In July 2003, businessman Donald Trump announced the formation of Trump Mortgage Services, a mortgage broker for his own projects and other commercial development projects. Trump Mortgage LLC was later formed in April 2005. In November 2005, the company held a limited opening at Trump's 40 Wall Street building, where the company was headquartered on its own floor as part of The Trump Organization's headquarters. Approximately $25 million in loans was arranged in February 2006, primarily in New York. As of March 2006, the brokerage was licensed in several states, with nationwide licensing expected in the next few months.

E.J. Ridings, the president and chief executive officer of Trump Mortgage, said the company planned to acquire warehouse lines, allowing it to fund loans by itself by the end of 2006. Ridings expected to originate $3 billion in real estate financing for 2006, although he later expected less than $1 billion. Ridings, who devised the idea for the company, was an acquaintance of Donald Trump Jr., who introduced Ridings to his father.

Donald Trump announced the official launch of Trump Mortgage LLC on April 5, 2006, during an event at Trump Tower in New York. That month, Trump appeared on CNBC and said, "I think it's a great time to start a mortgage company [...] the real estate market is going to be very strong for a long time to come." In his autobiography Trump 101: The Way to Success Trump writes, "I expect [Trump Mortgage] to be an effective company, and it makes sense. A lot of things I am doing now are things I thought of but had to postpone until the time was right." Within the first six months of its operation, six top executives left the company. Lee Bienstock, a contestant on the fifth season of Trump's reality television series, The Apprentice, became associate vice president of corporate development in August 2006.

On September 11, 2006, it was announced that Trump Mortgage had become licensed in 25 states. The company stated that it was the fastest-growing commercial and residential mortgage company in the country. In December 2006, Ridings reiterated an earlier statement in which he believed that the company would be doing $100 billion in annual loans in five to 10 years; he considered this to be "extremely likely." Later that month, it was reported that Ridings had exaggerated and invented items on his resume. Although Ridings stated that he was "a top professional at one of Wall Street's most prestigious investment banks," he had worked at Morgan Stanley for only three months, and had worked at Dean Witter Reynolds for six days as a stockbroker. According to former Trump Mortgage manager Jan Scheck, who left the company after one year, Ridings lacked leadership.

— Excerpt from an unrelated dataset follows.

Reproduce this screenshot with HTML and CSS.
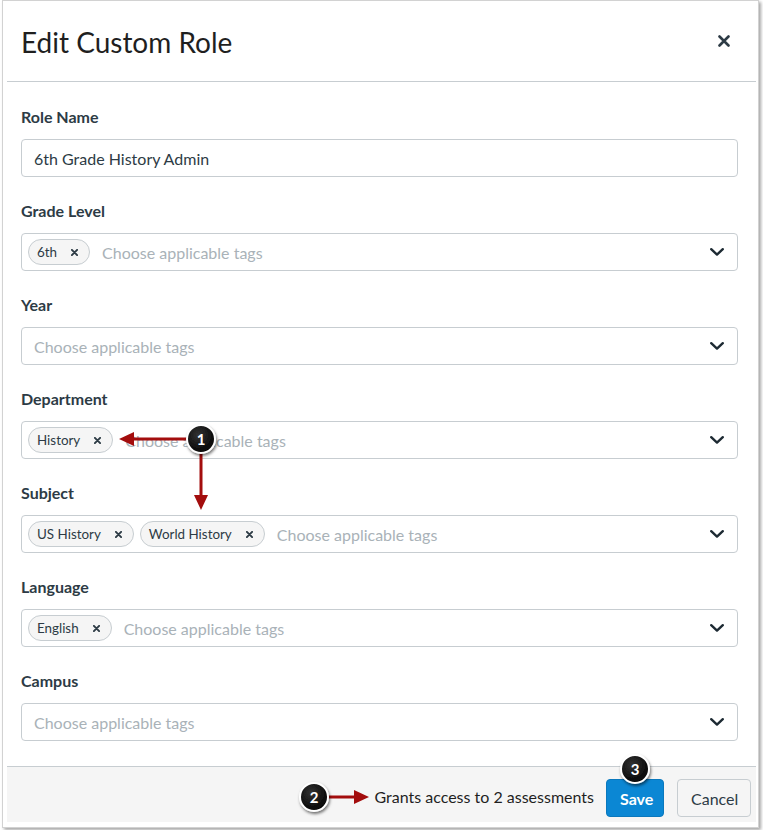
FILE: index.html
```html
<!DOCTYPE html>
<html lang="en">
<head>
<meta charset="utf-8">
<title>Edit Custom Role</title>
<link rel="stylesheet" href="styles.css">
</head>
<body>
<div class="frame">
  <header class="header">
    <h1 class="title">Edit Custom Role</h1>
    <button class="close" aria-label="Close">
      <svg width="12" height="12" viewBox="0 0 12 12"><path d="M1.5 1.5 L10.5 10.5 M10.5 1.5 L1.5 10.5" stroke="#2d3b45" stroke-width="2.6" stroke-linecap="round"/></svg>
    </button>
  </header>
  <main class="body">
    <div class="field">
      <label class="label">Role Name</label>
      <div class="input"><span class="value">6th Grade History Admin</span></div>
    </div>
    <div class="field">
      <label class="label">Grade Level</label>
      <div class="input select">
        <div class="tags">
          <span class="chip">6th<svg class="x" viewBox="0 0 8 8"><path d="M1 1L7 7M7 1L1 7"/></svg></span>
          <span class="ph">Choose applicable tags</span>
        </div>
        <svg class="chev" viewBox="0 0 14 8"><path d="M1.2 1.2 L7 6.6 L12.8 1.2"/></svg>
      </div>
    </div>
    <div class="field">
      <label class="label">Year</label>
      <div class="input select">
        <div class="tags"><span class="ph first">Choose applicable tags</span></div>
        <svg class="chev" viewBox="0 0 14 8"><path d="M1.2 1.2 L7 6.6 L12.8 1.2"/></svg>
      </div>
    </div>
    <div class="field">
      <label class="label">Department</label>
      <div class="input select">
        <div class="tags">
          <span class="chip">History<svg class="x" viewBox="0 0 8 8"><path d="M1 1L7 7M7 1L1 7"/></svg></span>
          <span class="ph">Choose applicable tags</span>
        </div>
        <svg class="chev" viewBox="0 0 14 8"><path d="M1.2 1.2 L7 6.6 L12.8 1.2"/></svg>
      </div>
    </div>
    <div class="field">
      <label class="label">Subject</label>
      <div class="input select">
        <div class="tags">
          <span class="chip">US History<svg class="x" viewBox="0 0 8 8"><path d="M1 1L7 7M7 1L1 7"/></svg></span>
          <span class="chip">World History<svg class="x" viewBox="0 0 8 8"><path d="M1 1L7 7M7 1L1 7"/></svg></span>
          <span class="ph">Choose applicable tags</span>
        </div>
        <svg class="chev" viewBox="0 0 14 8"><path d="M1.2 1.2 L7 6.6 L12.8 1.2"/></svg>
      </div>
    </div>
    <div class="field">
      <label class="label">Language</label>
      <div class="input select">
        <div class="tags">
          <span class="chip">English<svg class="x" viewBox="0 0 8 8"><path d="M1 1L7 7M7 1L1 7"/></svg></span>
          <span class="ph">Choose applicable tags</span>
        </div>
        <svg class="chev" viewBox="0 0 14 8"><path d="M1.2 1.2 L7 6.6 L12.8 1.2"/></svg>
      </div>
    </div>
    <div class="field">
      <label class="label">Campus</label>
      <div class="input select">
        <div class="tags"><span class="ph first">Choose applicable tags</span></div>
        <svg class="chev" viewBox="0 0 14 8"><path d="M1.2 1.2 L7 6.6 L12.8 1.2"/></svg>
      </div>
    </div>
  </main>
  <footer class="footer">
    <span class="grants">Grants access to 2 assessments</span>
    <button class="btn primary">Save</button>
    <button class="btn secondary">Cancel</button>
  </footer>
</div>

<svg class="annotations" width="763" height="830" viewBox="0 0 763 830">
  <defs>
    <filter id="sh" x="-50%" y="-50%" width="200%" height="200%">
      <feDropShadow dx="1" dy="2" stdDeviation="1.6" flood-color="#000" flood-opacity="0.55"/>
    </filter>
    <radialGradient id="bg" cx="40%" cy="35%" r="70%">
      <stop offset="0" stop-color="#333"/>
      <stop offset="1" stop-color="#000"/>
    </radialGradient>
  </defs>
  <g stroke="#a30d0d" stroke-width="3" fill="#a30d0d">
    <line x1="190" y1="439" x2="132" y2="439"/>
    <polygon points="119,439 134,432 134,446" stroke="none"/>
    <line x1="201" y1="450" x2="201" y2="496"/>
    <polygon points="201,510 194,495 208,495" stroke="none"/>
    <line x1="325" y1="797" x2="356" y2="797"/>
    <polygon points="369,797 354,790 354,804" stroke="none"/>
  </g>
  <g filter="url(#sh)">
    <circle cx="201" cy="439" r="14" fill="url(#bg)" stroke="#fff" stroke-width="2"/>
    <circle cx="314" cy="797" r="14" fill="url(#bg)" stroke="#fff" stroke-width="2"/>
    <circle cx="635" cy="769" r="14" fill="url(#bg)" stroke="#fff" stroke-width="2"/>
  </g>
  <g class="num">
    <text x="201" y="444.5">1</text>
    <text x="314" y="802.5">2</text>
    <text x="635" y="774.5">3</text>
  </g>
</svg>
</body>
</html>
```

FILE: styles.css
```css
* { box-sizing: border-box; }

html, body {
  margin: 0;
  padding: 0;
  background: #fff;
}

body {
  font-family: Lato, "Open Sans", Arial, sans-serif;
  color: #2d3b45;
  width: 763px;
  height: 830px;
  position: relative;
  overflow: hidden;
}

.frame {
  margin-left: 2px;
  width: 757px;
  height: 828px;
  border: 1px solid #d2d2d2;
  padding: 0 2px 5px 4px;
  box-shadow: 2px 2px 3px rgba(0, 0, 0, 0.35);
  display: flex;
  flex-direction: column;
  background: #fff;
}

.header {
  height: 81px;
  border-bottom: 1px solid #c7cdd1;
  display: flex;
  align-items: center;
  justify-content: space-between;
  padding: 0 26px 0 14px;
  flex: none;
}

.title {
  margin: 0;
  font-size: 28px;
  font-weight: 400;
  color: #1f1f1f;
  letter-spacing: 0;
  padding-top: 2px;
}

.close {
  border: 0;
  background: none;
  padding: 0;
  width: 12px;
  height: 12px;
  display: flex;
  margin-top: 0;
}

.body {
  flex: 1;
  padding: 23px 18px 25px 14px;
  display: flex;
  flex-direction: column;
  gap: 22px;
}

.field {
  display: flex;
  flex-direction: column;
}

.label {
  font-size: 16px;
  font-weight: 700;
  line-height: 24px;
  height: 24px;
  margin-bottom: 10px;
  color: #2d3b45;
}

.input {
  height: 38px;
  border: 1px solid #c7cdd1;
  border-radius: 4px;
  display: flex;
  align-items: center;
  padding: 0 12px;
  font-size: 16px;
}

.value {
  color: #2d3b45;
}

.select {
  padding: 0 13px 0 6px;
  justify-content: space-between;
}

.tags {
  display: flex;
  align-items: center;
  gap: 6px;
}

.chip {
  height: 26px;
  border: 1px solid #c7cdd1;
  background: #f5f5f5;
  border-radius: 13px;
  display: inline-flex;
  align-items: center;
  padding: 0 11px 0 8px;
  font-size: 13.4px;
  color: #2d3b45;
}

.x {
  width: 7px;
  height: 7px;
  margin-left: 14px;
  stroke: #2d3b45;
  stroke-width: 2.2;
  stroke-linecap: round;
  fill: none;
}

.ph {
  color: #a9b2b8;
  font-size: 16px;
  margin-left: 6px;
}

.ph.first {
  margin-left: 6px;
}

.chev {
  width: 14px;
  height: 8px;
  stroke: #1d2a33;
  stroke-width: 2.4;
  stroke-linecap: round;
  stroke-linejoin: round;
  fill: none;
}

.footer {
  flex: none;
  height: 56px;
  border-top: 1px solid #c7cdd1;
  background: #f5f5f5;
  display: flex;
  justify-content: flex-end;
  align-items: flex-start;
  padding: 12px 5px 0 0;
}

.grants {
  font-size: 16px;
  line-height: 36px;
  color: #1f1f1f;
  margin-right: 12px;
}

.btn {
  height: 38px;
  font-family: Lato, "Open Sans", Arial, sans-serif;
  font-size: 16px;
  border-radius: 4px;
  padding: 0 13px;
}

.primary {
  background: #0b87d4;
  border: 1px solid #0a78bd;
  color: #fff;
  font-weight: 700;
  width: 58px;
}

.secondary {
  background: #f5f5f5;
  border: 1px solid #c7cdd1;
  color: #2d3b45;
  margin-left: 13px;
  width: 74px;
}

.annotations {
  position: absolute;
  left: 0;
  top: 0;
  pointer-events: none;
}

.num text {
  fill: #fff;
  font-family: Lato, Arial, sans-serif;
  font-weight: 700;
  font-size: 15px;
  text-anchor: middle;
}
```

On August 5, 2007, it was announced that the company would close because of a poor economic market and Ridings' exaggerated credentials. Some experts believed that the company also failed because it expanded too quickly. Donald Trump stated that he did not have ownership in the company and that his role was limited to a name licensing deal. Trump also said, "The mortgage business is not a business I particularly liked or wanted to be part of in a very big way." On the same day, it was announced that Trump would license his name to First Meridian Mortgage, a mortgage lender licensed in 12 states. Under the deal, First Meridian Mortgage was renamed as Trump Financial in most of the areas where it operated. After a few years, Trump Financial closed and the company reverted to its original name. David Brecher, the president of First Meridian, blamed bad timing for the demise of Trump Financial.

==Unpaid payments==
Jennifer McGovern, a former employee of Trump Mortgage, brokered a $26,500,000 financing, which earned more than $500,000 in commissions for Trump Mortgage. Trump Mortgage collected their commission, but stiffed McGovern, who filed a lawsuit. In 2009, McGovern obtained a judgment of US$298,274 against Trump Mortgage. As of March 2016, the judgment remains unsatisfied. A U.S. Department of the Treasury tax lien was implemented on Trump Mortgage in 2009 for US$3,555 in unpaid taxes.